• Reehuis, M.; Tovar, M.; Klemke, B.; Többens, D.M.; Hoser, A.; Hoffmann, J.-U.: Coexisting antiferromagnetic phases on the frustrated pyrochlore sublattice of the mixed Jahn-Teller system Ni1-xCuxCr2O4. Physical Review Materials 8 (2024), p. 054414/1-12

10.1103/PhysRevMaterials.8.054414
Open Access Version  (available 01.01.2025)

Abstract:
The magnetic order and phase transitions in the normal spinel system Ni1-xCuxCr2O4 are studied by powder neutron and x-ray diffraction, as well as by magnetization measurements to get a complete magnetic phase diagram.

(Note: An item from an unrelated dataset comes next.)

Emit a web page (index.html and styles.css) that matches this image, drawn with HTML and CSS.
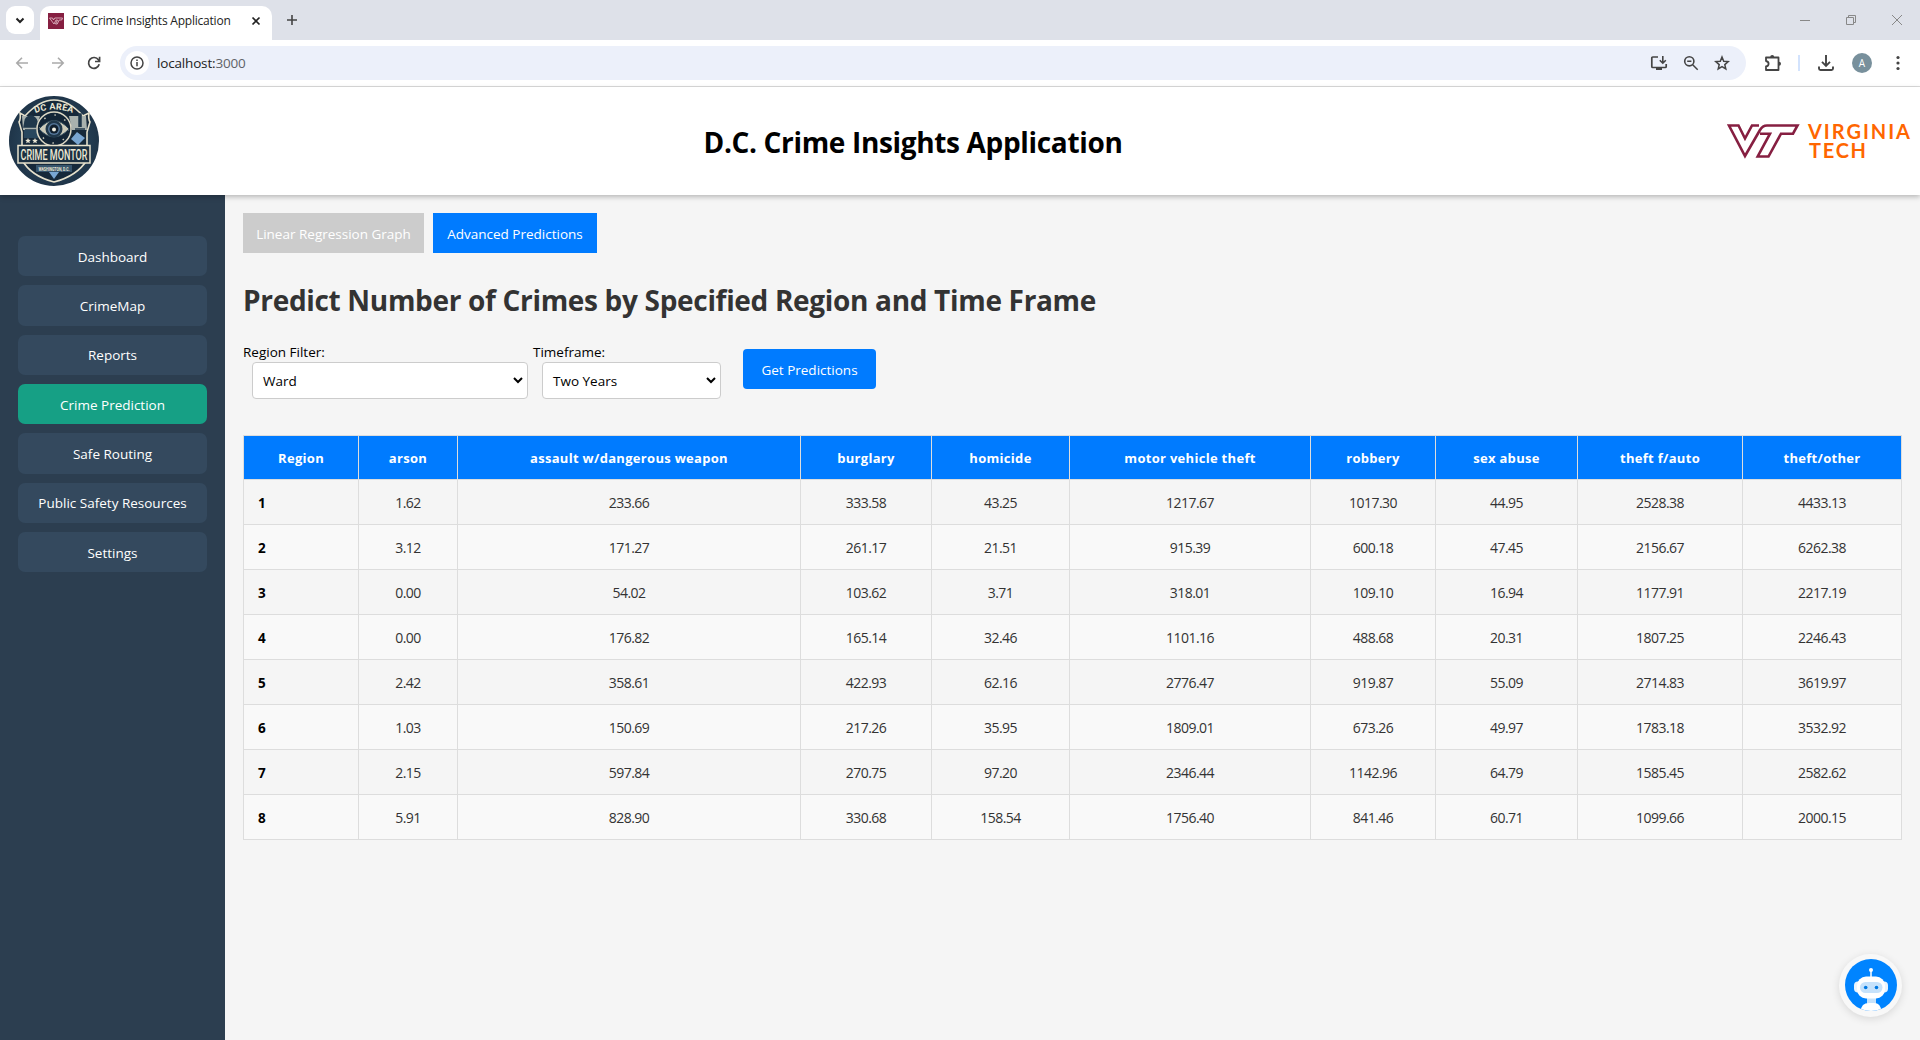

For chromites with x(Cu) > 0.5 a canted antiferromagnetic phase of Cr appears first, followed by the onset of ferromagnetism in the Cu sublattice at lower temperature forming a ferrimagnetic lattice. Conversely, with x(Cu) < 0.5 the ferrimagnetic order between the Cr and Cu spins occurs at the higher ordering temperature followed by the onset of antiferromagnetic order in the Cr sublattice. Apart from the crossing of the two boundary lines of the transition temperatures at x(Cu) = 0.50 a compensation point of the ferrimagnetic moments is determined at x(Cu) = 0.60, where the spontaneous magnetization has almost completely vanished. Most remarkable is the antiferromagnetic Cr ordering on the orthorhombic distorted pyrochlore lattice for samples in the x(Cu) range from 0 to 0.12 due to the large variety of coexisting magnetic phases. In the magnetic ground state of NiCr2O4 two commensurate antiferromagnetic structures with the propagation vectors kAF = (0,0,1) and (½,½,½) coexist. With increasing Cu content from x(Cu) = 0 to 0.09 these phases undergo a transition to another commensurate structure with k = 0 via two coexisting incommensurate magnetic phases with the vectors kIC1 = (0,0,kz) and kIC2 = (0,ky,kz). The different magnetic phases are discussed qualitatively based on the lattice dimensions depending on the concentration ratio of two Jahn-Teller ions at the tetrahedral A site, where Ni2+ causes elongated and Cu2+ compressed tetragonal lattice distortions. Further, magnetoelasticity studies on selected samples indicate that the magnetically induced lattice strains follow the symmetry of the underlying Jahn-Teller distorted lattices.